All the same, even though it is much easier to explain the success or failure of peoples in terms of race rather than culture, it would be wrong to ignore a nation’s circumstances. The two Germanies — or the two Koreas — are striking examples of how different social systems can either smother or stimulate a people. Race is the more powerful, deeper force but culture can certainly ruffle the surface.
There is yet another dogma Mr. Harrison recites only to undercut with his own examples: “Democratic capitalism does a better job of promoting human progress and well-being than other systems.” In fact, not one of the countries Mr. Harrison uses to make his case for growth-through-culture was a democracy during its period of rapid growth! Even worse, economic progress in both Korea and Brazil began to bog down just when military dictatorship began to soften, and Taiwan’s recent flirtations with democracy show no sign of stimulating commerce and industry.

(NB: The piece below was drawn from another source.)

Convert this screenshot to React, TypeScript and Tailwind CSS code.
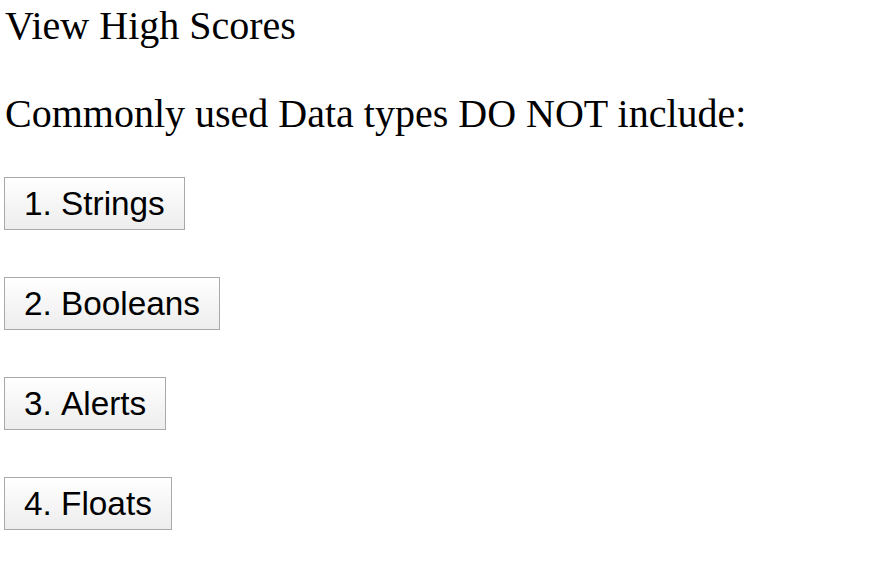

Singapore and Hong Kong are two examples of rapid development that Mr. Harrison mentions, but one has been a semi-dictatorship and the other is a colony. Even modern Japan, whose rebirth as an industrial power after defeat by the United States is another remarkable achievement, is only debatably democratic; politicians of the same center-right stripe have run the country since 1948. By contrast, the limping economies of Britain, the United States, Italy, and India are poor advertisements for democracy as a growth tonic.
Although it is easy to tear large holes in Mr. Harrison’s theories, this does not mean his book is not worth reading. First of all, he is honest enough to include facts that do not support his views and his facts are interesting. Also, theories about culture are much more respectable than theories about race, and under Mr. Harrison’s deft hand they often lead to the same conclusions. Culture, after all, is durable stuff and Mr. Harrison has no illusions about how easy it will be to turn Haitian boat people into scout leaders and PTA members.
Mr. Harrison therefore argues that waves of Hispanic immigrants are bringing their inferior cultures with them to the United States and are retarding our development. Also, he maintains that it is the culture of slavery and not white racism that thwarts black progress. These are useful positions for a self-styled “life-long Democrat” to take, and they rest on arguments worth understanding. Finally, even if theories about culture are ultimately unsatisfying, they have the refreshing advantage of not laying all the world’s problems at the feet of the wicked white man.